Даже теперь, когда я вспоминаю о неожиданном сценическом даре Ильи Ефимовича Репина, у меня делается тепло на сердце, и я чувствую, каким талантом, какой отзывчивостью ко всему прекрасному должен был обладать этот человек. Пушкинская острая ирония этого стихотворения была, видимо, сродни характеру Репина — ехидный был он старичок, и никакая человеческая слабость не ускользала от его зоркого, осуждающего глаза.
Репинский дом был весь полон чудаковатым духом своего хозяина — эта Эолова арфа, этот стеклянный купол, темноватые комнаты с какими-то затейливыми переходами и тупиками! Всюду потертые пыльные занавесы, косо висящие картины, мутные от времени зеркала в простенках, всюду слышится сердитое стариковское фырканье, всюду чудятся развевающиеся полы его замызганного красками халата, стремительно исчезающие за изгибом коридорчика.
Самое название репинской дачи — «Пенаты» — очень шло ко всему облику этого дома. Чуть ироническое, чуть ласковое, оно сообщало ему домашний стариковский уют и прелесть. Ведь пенаты — это добродушные боги домашнего очага, покровители уюта и благополучия дома, их благоволение к этому дому чувствовалось во всем. Это их шамкающий шепот слышался по углам, под их старческими, но легкими шагами поскрипывали половицы, их вздохи и кряхтение колыхали пыльные занавески.

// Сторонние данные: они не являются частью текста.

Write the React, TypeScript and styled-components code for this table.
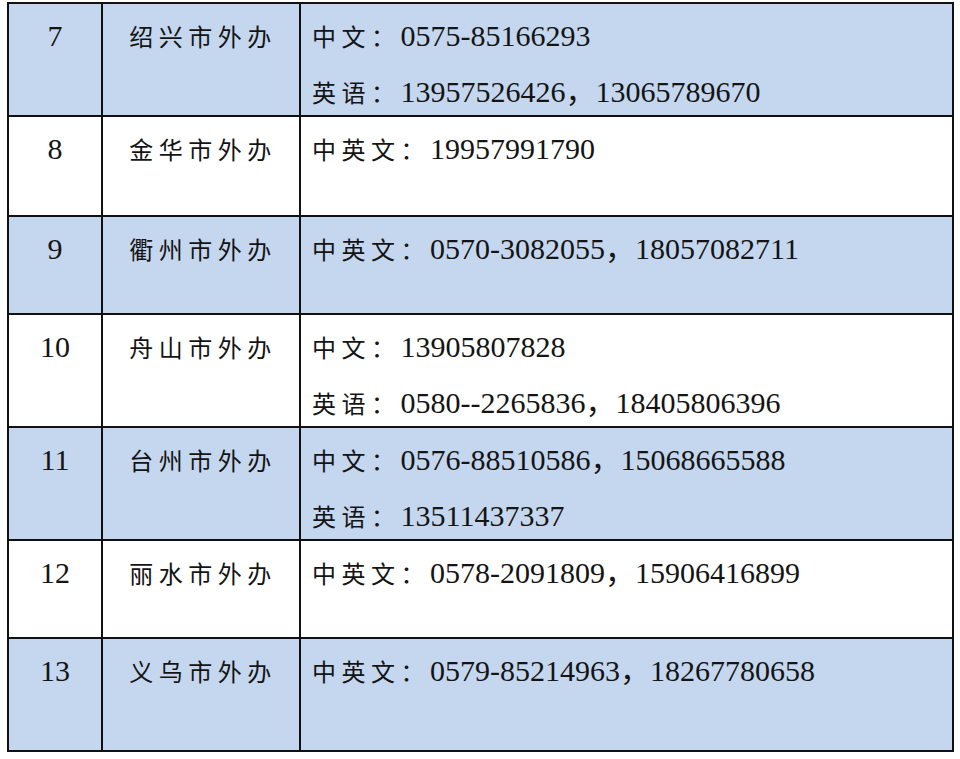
import styled, {createGlobalStyle} from "styled-components";

interface Office{
    no: string;
    name: string;
    lines: {label: string; value: string}[];
    height: number;
    shaded: boolean;
}

const offices: Office[] = [
    {no: "7", name: "绍兴市外办", height: 115, shaded: true, lines: [
        {label: "中文：", value: "0575-85166293"},
        {label: "英语：", value: "13957526426，13065789670"},
    ]},
    {no: "8", name: "金华市外办", height: 100, shaded: false, lines: [
        {label: "中英文：", value: "19957991790"},
    ]},
    {no: "9", name: "衢州市外办", height: 98, shaded: true, lines: [
        {label: "中英文：", value: "0570-3082055，18057082711"},
    ]},
    {no: "10", name: "舟山市外办", height: 113, shaded: false, lines: [
        {label: "中文：", value: "13905807828"},
        {label: "英语：", value: "0580--2265836，18405806396"},
    ]},
    {no: "11", name: "台州市外办", height: 113, shaded: true, lines: [
        {label: "中文：", value: "0576-88510586，15068665588"},
        {label: "英语：", value: "13511437337"},
    ]},
    {no: "12", name: "丽水市外办", height: 98, shaded: false, lines: [
        {label: "中英文：", value: "0578-2091809，15906416899"},
    ]},
    {no: "13", name: "义乌市外办", height: 113, shaded: true, lines: [
        {label: "中英文：", value: "0579-85214963，18267780658"},
    ]},
];

function App(){
    return(
        <>
            <GlobalStyle/>
            <Table>
                {offices.map((o) => (
                    <Row key={o.no} $height={o.height} $shaded={o.shaded}>
                        <NoCell>{o.no}</NoCell>
                        <NameCell>{o.name}</NameCell>
                        <ContactCell>
                            {o.lines.map((l) => (
                                <ContactLine key={l.label + l.value}>
                                    <Label>{l.label}</Label>
                                    <Value>{l.value}</Value>
                                </ContactLine>
                            ))}
                        </ContactCell>
                    </Row>
                ))}
            </Table>
        </>
    )
}

const GlobalStyle = createGlobalStyle`
    html, body{
        background: #ffffff;
    }
    body{
        margin: 2px 0 0 7px;
        color: #141414;
        font-family: "Liberation Serif", "Noto Sans CJK SC", serif;
    }
`

const Table = styled.div`
    width: 947px;
    border-top: 2px solid #111;
    border-left: 2px solid #111;
    box-sizing: border-box;
`

const Row = styled.div<{$height: number; $shaded: boolean}>`
    display: grid;
    grid-template-columns: 94px 198px 1fr;
    height: ${p => p.$height}px;
    background: ${p => p.$shaded ? "#c4d7ee" : "#ffffff"};
    &:first-child{
        height: ${p => p.$height - 2}px;
    }
`

const Cell = styled.div`
    border-right: 2px solid #111;
    border-bottom: 2px solid #111;
    box-sizing: border-box;
    padding-top: 4px;
    line-height: 56px;
    overflow: hidden;
`

const NoCell = styled(Cell)`
    text-align: center;
    font-family: "Liberation Serif", serif;
    font-size: 30px;
`

const NameCell = styled(Cell)`
    text-align: center;
    font-family: "Noto Sans CJK SC", sans-serif;
    font-weight: 400;
    font-size: 24px;
    letter-spacing: 5.5px;
    padding-left: 4px;
`

const ContactCell = styled(Cell)`
    padding-left: 11px;
    display: flex;
    flex-direction: column;
`

const ContactLine = styled.div`
    white-space: nowrap;
    height: 56px;
`

const Label = styled.span`
    font-family: "Noto Sans CJK SC", sans-serif;
    font-weight: 400;
    font-size: 24px;
    letter-spacing: 5.5px;
`

const Value = styled.span`
    font-family: "Liberation Serif", "Noto Sans CJK SC", serif;
    font-size: 30px;
    letter-spacing: 0;
`

export default App;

Но самой занятной комнатой в репинских «Пенатах» была, безусловно, столовая — даже не так сама комната, как совершенно необычайный обеденный стол. В жизни я не видывала такого стола! Большой и круглый, он имел три этажа, которые ярусами поднимались на его середине. Нижний этаж, приблизительно в тридцать сантиметров шириной, был неподвижным — составлял, как бы сказать, основание стола. Второй этаж возвышался над первым этак на двадцать сантиметров и напоминал штурвальное колесо, только лежащее и с ручками, вертикально поставленными к его плоскости. Если обедающему требовались соль, хлеб или другое какое блюдо, он хватался за ручки и вертел колесо. Требуемое блюдо с тарахтением, но довольно плавно подъезжало прямо к носу гостя, и он накладывал себе на тарелку столько, сколько ему хотелось. Случалось, правда, что его визави в свою очередь тянул колесо к себе, — происходила короткая борьба, сильнейший побеждал, и тогда тоскующий взгляд гостя провожал блюдо, скрывающееся за поворотом.